Нина Николаевна вспоминает, как однажды их остановил с дровами и ножовкой милиционер (практически поймал с поличным).
«– Вы откуда? – спрашивает. У меня колени задрожали, а Александр Степанович так спокойно, спокойно:
– Да вот, товарищ, сейчас на Мойке обменяли эту дверь у каких-то мальчишек на хлеб, и сам не рад – еле несу, а живу тут рядом, на Пантелеймоновской.
– А не из этого дома? – показывает милиционер на дом, из которого мы вышли (дом, должно быть, находился в районе его наблюдения).
– Ну что вы, у нас же и силы на это нет!
– Ладно, идите, и только лучше не меняйте хлеб на двери, могут не поверить».[249]

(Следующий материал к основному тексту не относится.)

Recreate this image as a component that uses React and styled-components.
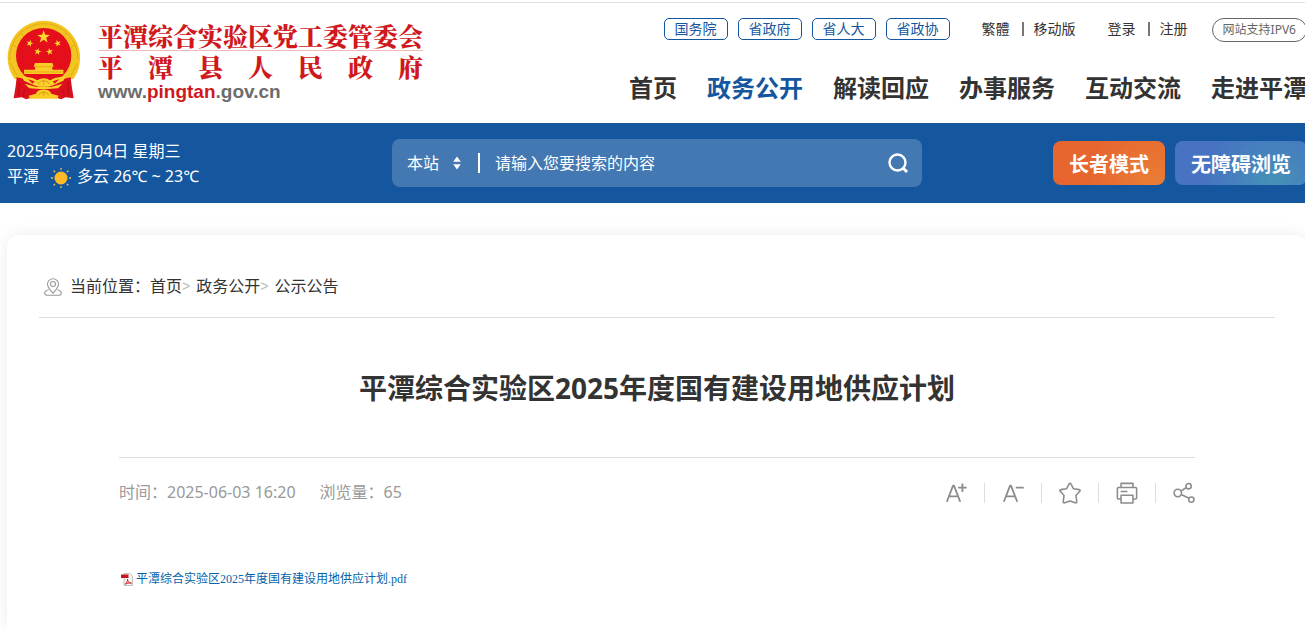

«На Пантелеймоновской мы прожили до февраля 1922 года. Жилось по тогдашним временам материально скудновато, но, Бог мой, как бесконечно хорошо душевно. В ту зиму Грин еще не пил, наши души слились неразрывно и нежно. Я – младшая и не очень опытная в жизни, не умеющая въедаться в нее, в ее бытовую сущность, чувствовала себя как жена Александра Степановича, его дитя и иногда его мать».[250]